7 de septiembre de 2020

Antonio Valderrama
3 min readSep 7, 2020

Llevaba sin escribir aquí desde junio de 2020. Menuda idea brillante para un dietario, ciertamente, la de no escribir. Se me acaba de ocurrir que podría inventarme el primer dietario en blanco de la Historia del mundo, a lo arte conceptual: el Duchamp de los dietarios. Pero es que desde junio han pasado muchas cosas. Resulta asombroso descubrir cuántas cosas pueden pasar en tres meses, en tres semanas, en tres días, en tres horas. Y hasta en tres minutos. Un segundo, igual que una habitación, contiene el universo. Eso también lo he descubierto.

En estos tres meses he leído muy poco, sobre todo para lo que solía leer, digamos, de normal. Sin embargo, he tomado una decisión trascendental, particularmente en lo que a este dietario se refiere: si empezó siendo un diario de la escritura, concepción o la cursilada que se me ocurra, de una novela, debe por obligación reflejar el cambio de idea, el cambio de proyecto, el cambio de historia, que a lo largo de este tiempo, de este verano extraordinario, he llevado a cabo. Iba a escribir una cosa y ahora escribiré otra, en una palabra. ¡Qué me gusta darme aires!

No había leído tanta poesía en mi vida como en este verano, ni visto tanto cine. He escrito muchos poemas, algunos estoy tentado de enseñarlos por aquí, aunque son creaciones absolutamente anárquicas, amorfas, sin ritmo ni métrica, al menos sin el ritmo ni la métrica al uso, según la costumbre, el canon, la norma, en fin, todo eso que regula, que legisla, la creación poética. Es una poesía, en todo caso, antipoética: una poesía anarquista en el mejor de los casos, fuera de la ley y fuera del tiempo, fragmentos de memoria y de experiencia puestos encima de la mesa para que se los lleve la brisa que sopla cuando el crepúsculo.

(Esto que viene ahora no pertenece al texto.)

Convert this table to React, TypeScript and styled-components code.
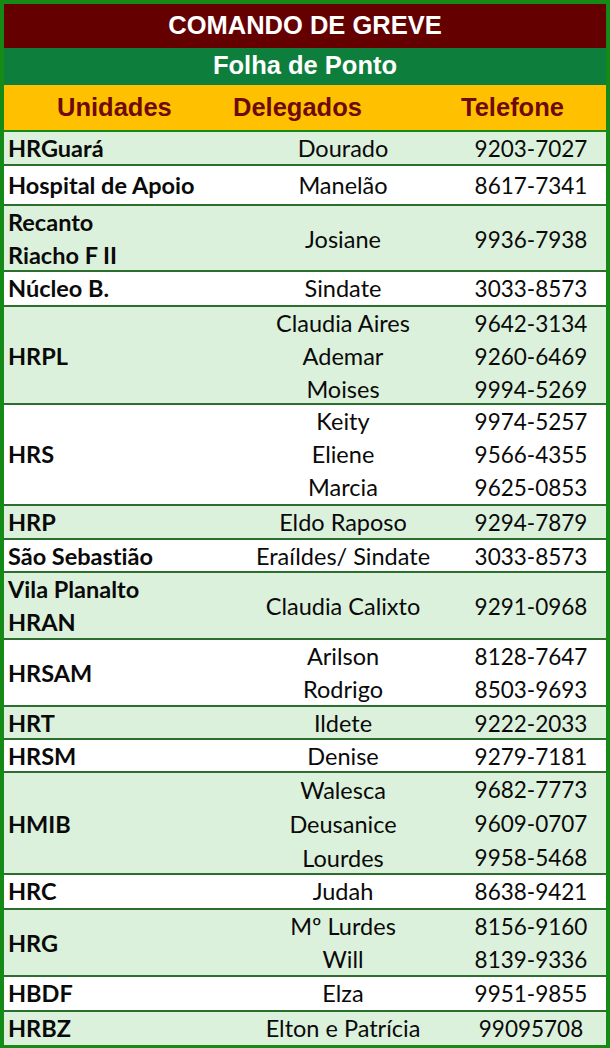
import React from "react";
import styled, { createGlobalStyle } from "styled-components";

const Global = createGlobalStyle`
  html, body { margin: 0; padding: 0; background: #ffffff; }
  * { box-sizing: border-box; }
`;

type Entry = { name: string; phone: string };
type Unit = { unit: string[]; people: Entry[]; h: number; lh?: number };

const data: Unit[] = [
  { unit: ["HRGuará"], people: [{ name: "Dourado", phone: "9203-7027" }], h: 34 },
  { unit: ["Hospital de Apoio"], people: [{ name: "Manelão", phone: "8617-7341" }], h: 40 },
  { unit: ["Recanto", "Riacho F II"], people: [{ name: "Josiane", phone: "9936-7938" }], h: 66 },
  { unit: ["Núcleo B."], people: [{ name: "Sindate", phone: "3033-8573" }], h: 35 },
  {
    unit: ["HRPL"],
    people: [
      { name: "Claudia Aires", phone: "9642-3134" },
      { name: "Ademar", phone: "9260-6469" },
      { name: "Moises", phone: "9994-5269" },
    ],
    h: 98,
  },
  {
    unit: ["HRS"],
    people: [
      { name: "Keity", phone: "9974-5257" },
      { name: "Eliene", phone: "9566-4355" },
      { name: "Marcia", phone: "9625-0853" },
    ],
    h: 101,
  },
  { unit: ["HRP"], people: [{ name: "Eldo Raposo", phone: "9294-7879" }], h: 34 },
  { unit: ["São Sebastião"], people: [{ name: "Eraíldes/ Sindate", phone: "3033-8573" }], h: 33 },
  { unit: ["Vila Planalto", "HRAN"], people: [{ name: "Claudia Calixto", phone: "9291-0968" }], h: 67 },
  {
    unit: ["HRSAM"],
    people: [
      { name: "Arilson", phone: "8128-7647" },
      { name: "Rodrigo", phone: "8503-9693" },
    ],
    h: 67,
  },
  { unit: ["HRT"], people: [{ name: "Ildete", phone: "9222-2033" }], h: 33 },
  { unit: ["HRSM"], people: [{ name: "Denise", phone: "9279-7181" }], h: 33 },
  {
    unit: ["HMIB"],
    people: [
      { name: "Walesca", phone: "9682-7773" },
      { name: "Deusanice", phone: "9609-0707" },
      { name: "Lourdes", phone: "9958-5468" },
    ],
    h: 102,
    lh: 34,
  },
  { unit: ["HRC"], people: [{ name: "Judah", phone: "8638-9421" }], h: 35 },
  {
    unit: ["HRG"],
    people: [
      { name: "Mº Lurdes", phone: "8156-9160" },
      { name: "Will", phone: "8139-9336" },
    ],
    h: 67,
  },
  { unit: ["HBDF"], people: [{ name: "Elza", phone: "9951-9855" }], h: 35 },
  { unit: ["HRBZ"], people: [{ name: "Elton e Patrícia", phone: "99095708" }], h: 33 },
];

const Frame = styled.div`
  width: 610px;
  height: 1048px;
  background: #168a16;
  padding: 4px 4px 3px 4px;
  display: flex;
  flex-direction: column;
  overflow: hidden;
`;

const Title = styled.div`
  height: 44px;
  padding-bottom: 2px;
  background: #650000;
  color: #ffffff;
  font-family: "Liberation Sans", Arial, sans-serif;
  font-weight: 700;
  font-size: 25.5px;
  display: flex;
  align-items: center;
  justify-content: center;
`;

const SubTitle = styled.div`
  height: 37px;
  padding-bottom: 2px;
  background: #0d7e3c;
  color: #ffffff;
  font-family: "Liberation Sans", Arial, sans-serif;
  font-weight: 700;
  font-size: 25.5px;
  display: flex;
  align-items: center;
  justify-content: center;
`;

const HeaderRow = styled.div`
  height: 45px;
  margin-bottom: 2px;
  background: #ffc000;
  color: #6e0a0a;
  font-family: "Liberation Sans", Arial, sans-serif;
  font-weight: 700;
  font-size: 25.5px;
  display: grid;
  grid-template-columns: 176px 228px 1fr;
  align-items: center;
  padding-left: 53px;
`;

const Body = styled.div`
  display: flex;
  flex-direction: column;
  flex: 1;
`;

const Row = styled.div<{ $h: number; $alt: boolean; $last: boolean }>`
  height: ${(p) => p.$h}px;
  background: ${(p) => (p.$alt ? "#dcf1dc" : "#ffffff")};
  border-bottom: ${(p) => (p.$last ? "none" : "2px solid #2c6f2c")};
  display: grid;
  grid-template-columns: 226px 226px 1fr;
  font-family: Lato, "Open Sans", sans-serif;
  font-size: 23.5px;
  font-variant-ligatures: none;
  font-feature-settings: "liga" 0, "clig" 0;
  color: #0a0a0a;
`;

const UnitCell = styled.div`
  display: flex;
  flex-direction: column;
  justify-content: center;
  padding-left: 4px;
  font-weight: 700;
  line-height: 33px;
  white-space: nowrap;
`;

const Col = styled.div<{ $lh: number; $phone?: boolean }>`
  display: flex;
  flex-direction: column;
  justify-content: center;
  align-items: center;
  line-height: ${(p) => p.$lh}px;
  font-size: ${(p) => (p.$phone ? "22.5px" : "23.5px")};
  white-space: nowrap;
`;

export default function App() {
  return (
    <>
      <Global />
      <Frame>
        <Title>COMANDO DE GREVE</Title>
        <SubTitle>Folha de Ponto</SubTitle>
        <HeaderRow>
          <span>Unidades</span>
          <span>Delegados</span>
          <span>Telefone</span>
        </HeaderRow>
        <Body>
          {data.map((u, i) => (
            <Row key={i} $h={u.h} $alt={i % 2 === 0} $last={i === data.length - 1}>
              <UnitCell>
                {u.unit.map((t) => (
                  <span key={t}>{t}</span>
                ))}
              </UnitCell>
              <Col $lh={u.lh ?? 33}>
                {u.people.map((p) => (
                  <span key={p.name}>{p.name}</span>
                ))}
              </Col>
              <Col $lh={u.lh ?? 33} $phone>
                {u.people.map((p) => (
                  <span key={p.name}>{p.phone}</span>
                ))}
              </Col>
            </Row>
          ))}
        </Body>
      </Frame>
    </>
  );
}
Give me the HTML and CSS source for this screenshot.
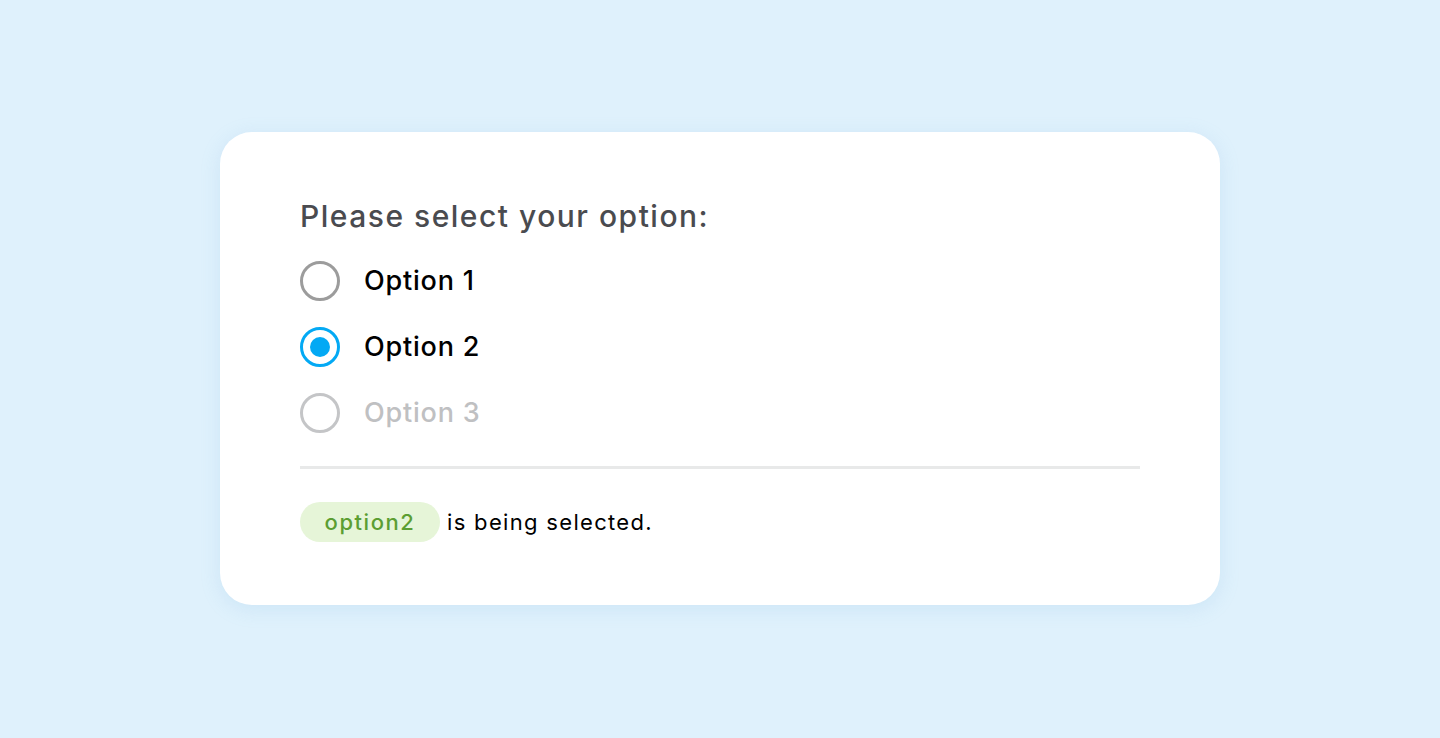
FILE: index.html
```html
<!DOCTYPE html>
<html lang="en">
<head>
<meta charset="utf-8">
<title>Radio options</title>
<link rel="stylesheet" href="styles.css">
</head>
<body>
<main class="page">
  <section class="card">
    <h1 class="title">Please select your option:</h1>
    <div class="options">
      <label class="option">
        <span class="radio"></span>
        <span class="label">Option 1</span>
      </label>
      <label class="option">
        <span class="radio radio-checked"></span>
        <span class="label">Option 2</span>
      </label>
      <label class="option option-disabled">
        <span class="radio"></span>
        <span class="label">Option 3</span>
      </label>
    </div>
    <hr class="divider">
    <p class="status"><span class="badge">option2</span> is being selected.</p>
  </section>
</main>
</body>
</html>
```

FILE: styles.css
```css
* { box-sizing: border-box; }
html, body { margin: 0; padding: 0; }
body {
  background: #dff1fc;
  font-family: Inter, "Open Sans", sans-serif;
  width: 1440px;
  height: 738px;
  overflow: hidden;
}
.page {
  display: flex;
  justify-content: center;
  padding-top: 132px;
}
.card {
  width: 1000px;
  background: #ffffff;
  border-radius: 32px;
  padding: 64px 80px 63px;
  box-shadow: 0 4px 20px rgba(120, 180, 220, 0.18);
}
.title {
  margin: 0;
  font-size: 30px;
  line-height: 40px;
  font-weight: 500;
  letter-spacing: 0.05em;
  color: #4a4b4f;
}
.options {
  margin-top: 25px;
  display: flex;
  flex-direction: column;
  gap: 26px;
}
.option {
  display: flex;
  align-items: center;
  height: 40px;
  gap: 24px;
}
.radio {
  width: 40px;
  height: 40px;
  border-radius: 50%;
  border: 3px solid #9c9c9c;
  display: flex;
  align-items: center;
  justify-content: center;
  flex-shrink: 0;
}
.radio-checked { border-color: #03a9f4; }
.radio-checked::after {
  content: "";
  width: 20px;
  height: 20px;
  border-radius: 50%;
  background: #03a9f4;
}
.label {
  font-size: 27px;
  line-height: 40px;
  font-weight: 500;
  letter-spacing: 0.03em;
  color: #000000;
}
.option-disabled .radio { border-color: #c4c5c7; }
.option-disabled .label { color: #bfc0c2; }
.divider {
  margin: 33px 0 0;
  border: 0;
  height: 3px;
  background: #e8e9e9;
}
.status {
  margin: 33px 0 0;
  display: flex;
  align-items: center;
  font-size: 22px;
  line-height: 40px;
  letter-spacing: 0.06em;
  color: #000;
  height: 40px;
}
.badge {
  display: inline-flex;
  align-items: center;
  justify-content: center;
  width: 140px;
  height: 40px;
  border-radius: 20px;
  background: #e6f5d8;
  color: #5c9e32;
  font-weight: 500;
  letter-spacing: 0.07em;
  margin-right: 7px;
}
```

Hago café después de almorzar y el olor ocupa toda la cocina con despotismo oriental. Vienen conmigo los nuevos personajes, que han apartado a los demás, los han metido dentro de una carpeta. Ayer terminé mi primer libro de Schnnitzler y tengo aquí conmigo otra vez ese mundo de cuarteles, cafés, restoranes, damas ligeras y oficiales frívolos, ese olor a Viena en otoño ha despertado a las criaturas que aguardaban en el fondo de mi mente a que la suerte de mi singladura, sencillamente, cambiase con el viento. Y el viento ha cambiado. El olor del café sólo deja que se filtre la luz blanca de septiembre, que se roza promiscuamente con la fragancia tostada que escupe la cafetera como las chimeneas de las antiguas locomotoras. Están aquí todos: los condes polacos, los duques romanos, los diplomáticos del Vaticano, los enlaces de la casa de don Juan, los comunistas austríacos, los industriales católicos arruinados de Baden, los bribones de la intelligentsia berlinesa, los príncipes rusos arruinados de París, los rufianes de la Costa Azul, los jóvenes periodistas monárquicos de la España nacional. Todos quieren un poco de café. Vienen de un ayer terrible y elegante, inmundo y glorioso, a contarme la historia de un grande hombre, de un cuentacuentos nacido en el centro del continente más viejo del mundo. Han decidido quedarse. He comido bañado en ese resplandor con que el mundo respira ahora. En cada partícula elemental brilla el amor.